You see, most of the time when we operate according to conventional wisdom, we don’t trust this truth.  We live like God isn’t really God because we believe that we have to fix everything, heal every hurt and take control of our destiny because that’s what healthy, constructive and successful people do.  And when we wake up to find out that playing by these rules still leaves us powerless over some things – or that being a “good boy or girl” has become destructive, addictive or even ugly – ooh Lord THAT is really disorienting.  Cut to the music we’ve chosen for tonight.
 
·       We began by trying to give shape and form to the feeling of disorientation by using an ancient prayer – o blessed fault - o necessary sin – felix culpa – with the weird industrial groove of “Purple Haze.”  If it made you uncomfortable, it was supposed to because our hope is that this creates something of the tension that exists in how God brings healing and hope into the ugliest human realities:  surrender and serenity, you see, are married to acceptance – and this always feels disorienting.

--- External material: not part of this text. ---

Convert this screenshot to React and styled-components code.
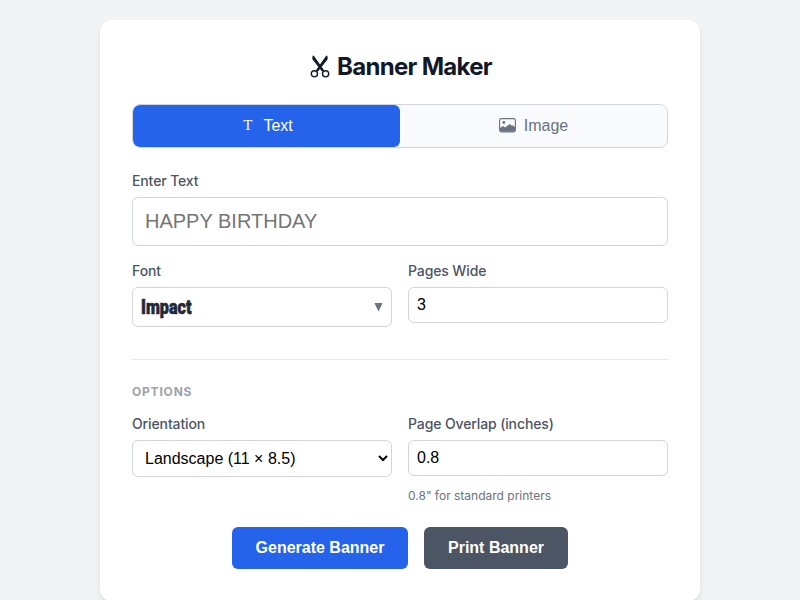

·       As the music continues it tells us that we live in a “Mad World.”  We may start to know that something is going wrong and want to “get outta Dodge,” but we don’t know where to go – and don’t know what to do – so we keep on keeping on and  Keep the Car Running” even when bad becomes worse.  If nothing changes we wake up to discover that all our “Roads” lead to despair – and we find ourselves “At the Bottom of the River.  More often than not, it is only when we run out of options – when we have no more “High Hopes” – that we let God greet us with grace and begin to sense that even in our worst moments, God doesn't give up on us
 
This is a truth found in all spiritual tradition:  In Judaism this truth is honored
in the observation of Passover, in Islam in the stories of Allah’s guidance thatleads the Prophet through his darkest hour, in Buddhism it comes when Siddhartha endures the fears of illusion before enlightenment awakens and in Christianity it takes place between Good Friday and Easter.  We’re talking about an emptying – a hitting bottom – that is never just about us but always pregnant with grace bringing light into the darkness.
 
Tonight’s meditation is a musical pilgrimage that begins in madness but concludes by saying:  love wins – grace trumps karma!  And knowing this – trusting it – and practicing it can make all the difference between life and death.  The playwright, poet and one-time Czech President Vaclav Havel put it like this:

Hope is an orientation of the spirit, an orientation of the heart; it transcends the world that is immediately experienced and is anchored somewhere beyond its horizons. . . It is not the conviction that something will turn out well, but the certainty that something makes sense regardless of how it does turns out.
 
Our conviction – as musicians, theologians, poets and artists – is that God can work good in all things.  I am grateful to work with such creative souls – and to have the artistic freedom of the pulpit that is part of this congregation’s long history.  So let me offer these closing practical words:

·      Tonight’s program will be like going to MassMoCA – you will probably love parts and hate parts and not grasp what the devil is going on in other parts – that happens to me every time I go there.  And that’s ok, it is part of the creative process.  Give yourself time to wrestle with it all.

·       If you’ve brought a donation – or money or toilet paper – there are places you may leave your gift, ok?  Towards the end of the evening, when we are playing “Don’t Give Up,” if you feel inspired to light a candle as a prayer – or a sign of protest against the darkness – please feel free to come forward and do so.

·      And when everything is done, and the band has left the Chancel, you are welcome to sit here for a time in the quiet – or share a conversation about what touch you in all of this.  Give yourself time to let it simmer.
 
And now let me invite you to go deeper with us into a musical Serenity Prayer of sorts as we share with you:  disorientation.